1-13-9. Connection duct between the filter and the high-pressure
manometer.
1-14. Recirculation hydraulic circuit.
1-14-1. Hydraulic oil filter.
1-14-2. Low-pressure manometer.
1-14-3. Radiator.
1-14-4. Hose and accessories that connect the filter to the
radiator.
1-14-5. Hose and accessories that connect the radiator to the
hydraulic oil tank.
1-14-6. Connection duct between the second outlet of the dual pump
and the low-pressure manometer.
1-15. Dual pump.
1-16. Hose, filter and accessories for the suction point of the
dual pump.
1-17. Bell.
1-18. Flexible coupling.
1-19. Level viewfinder.
1-20. Filling cap.
1-21. Thermometer.
1-22. Cover for the electrical compartment.
1-22-1. Seal for the electrical compartment cover.
1-23-1. Seal for the hydraulic oil tank cover.
1-24. Protective grill.
1-25. Electric motor.
1-26. Fan.
1-27. Motor oil hose.
1-28. Return hose for the hydraulic oil.
1-29. Signal cable for the track limits between the pedestal (2)
and the hydraulic power unit (1).
2. Pedestal.
2-2. Base for the tower-type structure.
2-3. Upper track limit.
2-4. Lower track limit.
2-5. Power hose between the pedestal (2) and the hydraulic actuator
(3).
2-6. Return hose between the hydraulic actuator (3) and the
pedestal (2).
2-7. Bracket for the track limit sensors.
2-8. Connection cable for the track limit sensors.
2-9. Cable glands for the connection cable.
3. Hydraulic actuator.
3-1. Upper cover.
3-2. Piston.
3-3. Piston rod.
3-4. Hydraulic casing.
3-4-1. Internal cone of the hydraulic casing.
3-4-2. Hydraulic casing plate.
3-5. Lower cover.
3-6. Coupling between the piston rod (3-3) of the hydraulic
actuator (3) and the polished rod of the well.
3-7. Tubular system for the oil return with brackets to the
hydraulic casing.
3-8. Return hose between the hydraulic actuator (3) and the tubular
system for the oil return with brackets to the hydraulic casing
(3-7).
DETAILED DESCRIPTION OF THE INVENTION
The present invention is a mechanical pumping hydraulic unit that
supplies the flow of hydraulic oil at the required pressure to work
a hydraulic actuator (3), which in turn is able to lift the weight
generated by the rod string from the well and the hydrostatic
column created by the petroleum when it is being extracted.

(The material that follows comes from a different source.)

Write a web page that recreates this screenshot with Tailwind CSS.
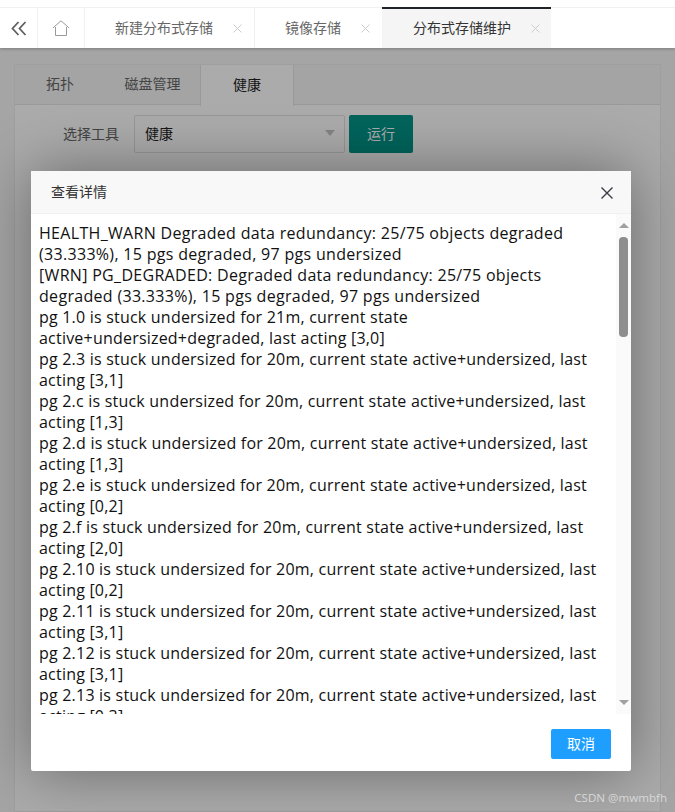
<!doctype html>
<html><head><meta charset="utf-8"><script src="https://cdn.jsdelivr.net/npm/@tailwindcss/browser@4"></script></head>
<body class="relative h-[812px] w-[675px] overflow-hidden bg-[#f5f5f5] font-['Open_Sans','Noto_Sans_CJK_SC',sans-serif]">
<div class="absolute inset-x-0 top-[48px] bottom-0 bg-[#f7f7f7] px-[14px] pt-[16px]">
  <div class="h-full border border-[#eeeeee] bg-white">
    <div class="flex h-[40px] border-b border-[#e4e4e4] bg-[#f5f5f5] pb-[2px] text-[14px] text-[#666]">
      <div class="flex w-[90px] items-center justify-center">拓扑</div>
      <div class="flex w-[95px] items-center justify-center">磁盘管理</div>
      <div class="flex h-[41px] w-[94px] items-center justify-center border-x border-[#e4e4e4] bg-white pb-[2px] text-[#222]">健康</div>
    </div>
    <div class="flex items-center pt-[10px] pl-[48px] text-[14px]">
      <span class="w-[71px] pb-[2px] text-[#666]">选择工具</span>
      <div class="flex h-[38px] w-[211px] items-center justify-between rounded-[2px] border border-[#e0e0e0] bg-white pl-[10px] pr-[9px] pb-[2px] text-[#222]">健康<span class="h-0 w-0 border-x-[5.5px] border-t-[6px] border-x-transparent border-t-[#c4c4c4]"></span></div>
      <button class="ml-[4px] h-[38px] w-[64px] rounded-[2px] bg-[#009688] pb-[2px] text-[14px] text-white">运行</button>
    </div>
  </div>
</div>
<div class="absolute inset-0 bg-black/33"></div>
<header class="absolute inset-x-0 top-0 h-[48px] bg-white shadow-[0_1px_3px_rgba(0,0,0,0.25)]">
  <div class="mt-[7px] flex h-[41px] border-t border-[#f0f0f0] text-[14px] text-[#666]">
    <div class="flex w-[38px] items-center justify-center border-r border-[#f0f0f0]">
      <svg width="16" height="15" viewBox="0 0 16 15" fill="none" stroke="#606060" stroke-width="1.8"><path d="M7.500 1 1.500 7.500l6 6.500M14.500 1 8.500 7.500l6 6.500"/></svg>
    </div>
    <div class="flex w-[47px] items-center justify-center border-r border-[#f0f0f0]">
      <svg width="18" height="16" viewBox="0 0 18 16" fill="none" stroke="#999" stroke-width="1"><path d="M.8 8 9 .8 17.200 8M3.500 7v8.500h11V7"/></svg>
    </div>
    <div class="flex w-[170px] items-center border-r border-[#f0f0f0] pl-[30px]"><span class="w-[98px] shrink-0 pb-[2px]">新建分布式存储</span><span class="ml-[20px]"><svg class="block" width="9" height="9" viewBox="0 0 9 9" stroke="#ccc"><path d="M.5.5l8 8M8.500.5l-8 8"/></svg></span></div>
    <div class="flex w-[127px] items-center pl-[30px]"><span class="w-[56px] shrink-0 pb-[2px]">镜像存储</span><span class="ml-[20px]"><svg class="block" width="9" height="9" viewBox="0 0 9 9" stroke="#ccc"><path d="M.5.5l8 8M8.500.5l-8 8"/></svg></span></div>
    <div class="-mt-[1px] flex h-[41px] w-[169px] items-center border-t-2 border-[#20222a] bg-[#f5f5f5] pl-[31px] text-[#333]"><span class="w-[98px] shrink-0 pb-[2px]">分布式存储维护</span><span class="ml-[20px]"><svg class="block" width="9" height="9" viewBox="0 0 9 9" stroke="#ccc"><path d="M.5.5l8 8M8.500.5l-8 8"/></svg></span></div>
  </div>
</header>
<section class="absolute left-[31px] top-[171px] flex h-[600px] w-[600px] flex-col rounded-[2px] bg-white shadow-[0_0_60px_rgba(0,0,0,0.4)]">
  <div class="flex h-[43px] shrink-0 items-center justify-between border-b border-[#f0f0f0] bg-[#f8f8f8] pl-[20px] pr-[17px] pt-[1px] text-[14px] text-[#333]">
    <span class="pb-[2px]">查看详情</span>
    <svg width="14" height="14" viewBox="0 0 14 14" fill="none" stroke="#3a3a46" stroke-width="1.400"><path d="M1.500 1.500l11 11M12.500 1.500l-11 11"/></svg>
  </div>
  <div class="relative h-[500px] shrink-0 overflow-hidden">
    <div class="w-[576px] pl-[8px] pt-[9px] text-[16px] leading-[21px] tracking-[0.21px] text-[#111]">
      <div class="tracking-[0.31px]">HEALTH_WARN Degraded data redundancy: 25/75 objects degraded (33.333%), 15 pgs degraded, 97 pgs undersized</div>
      <div class="tracking-[0.31px]">[WRN] PG_DEGRADED: Degraded data redundancy: 25/75 objects degraded (33.333%), 15 pgs degraded, 97 pgs undersized</div>
      <div>pg 1.0 is stuck undersized for 21m, current state active+undersized+degraded, last acting [3,0]</div>
      <div>pg 2.3 is stuck undersized for 20m, current state active+undersized, last acting [3,1]</div>
      <div>pg 2.c is stuck undersized for 20m, current state active+undersized, last acting [1,3]</div>
      <div>pg 2.d is stuck undersized for 20m, current state active+undersized, last acting [1,3]</div>
      <div>pg 2.e is stuck undersized for 20m, current state active+undersized, last acting [0,2]</div>
      <div>pg 2.f is stuck undersized for 20m, current state active+undersized, last acting [2,0]</div>
      <div>pg 2.10 is stuck undersized for 20m, current state active+undersized, last acting [0,2]</div>
      <div>pg 2.11 is stuck undersized for 20m, current state active+undersized, last acting [3,1]</div>
      <div>pg 2.12 is stuck undersized for 20m, current state active+undersized, last acting [3,1]</div>
      <div>pg 2.13 is stuck undersized for 20m, current state active+undersized, last acting [0,3]</div>
    </div>
    <div class="absolute inset-y-0 right-0 w-[15px] bg-[#fafafa]">
      <div class="absolute left-[3px] top-[9px] h-0 w-0 border-x-[5px] border-b-[5px] border-x-transparent border-b-[#a0a0a0]"></div>
      <div class="absolute left-[3px] top-[23px] h-[100px] w-[9px] rounded-[4px] bg-[#8e8e8e]"></div>
      <div class="absolute bottom-[9px] left-[3px] h-0 w-0 border-x-[5px] border-t-[5px] border-x-transparent border-t-[#a0a0a0]"></div>
    </div>
  </div>
  <div class="flex flex-1 items-start justify-end pr-[20px] pt-[15px]">
    <button class="h-[30px] w-[60px] rounded-[2px] bg-[#1e9fff] pb-[2px] text-[14px] text-white">取消</button>
  </div>
</section>
<div class="absolute right-[8px] top-[789px] text-[11.6px] text-[#d8d8d8]">CSDN @mwmbfh</div>
</body></html>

This
invention is characterized by having only one motor (1-25), which
powers a dual pump (1-15) at one of the extremes of the shaft, and
which, at the opposite end of the shaft, powers a fan (1-26). The
motor (1-25), together with the pump (1-15) and the fan (1-26), are
inside a metallic structure, or focusing element (1-8), which
directs the air from the fan (1-26) through the radiator (1-14-3)
or oil-air heat interchanger, with the aim of cooling the oil. The
hydraulic power unit (1) has a tank (1-3) for the hydraulic oil, a
compartment or box which houses the electrical components (1-5), a
dry compartment or chamber (1-2) for the hydraulic instrument panel
(1-7), and it is mechanically connected to a skid (1-10) at its
base. Said hydraulic power unit (1) has the following functions: a.
to protect the motor (1-25), the pump (1-15), the bell-type
coupling system (1-17) between the pump and the motor, the radiator
(1-14-3), the fan (1-26), and some of the elements belonging to the
hydraulic system, such as hoses and screw fittings, from the
environment (water, sun). b. to serve as a focusing element (1-8)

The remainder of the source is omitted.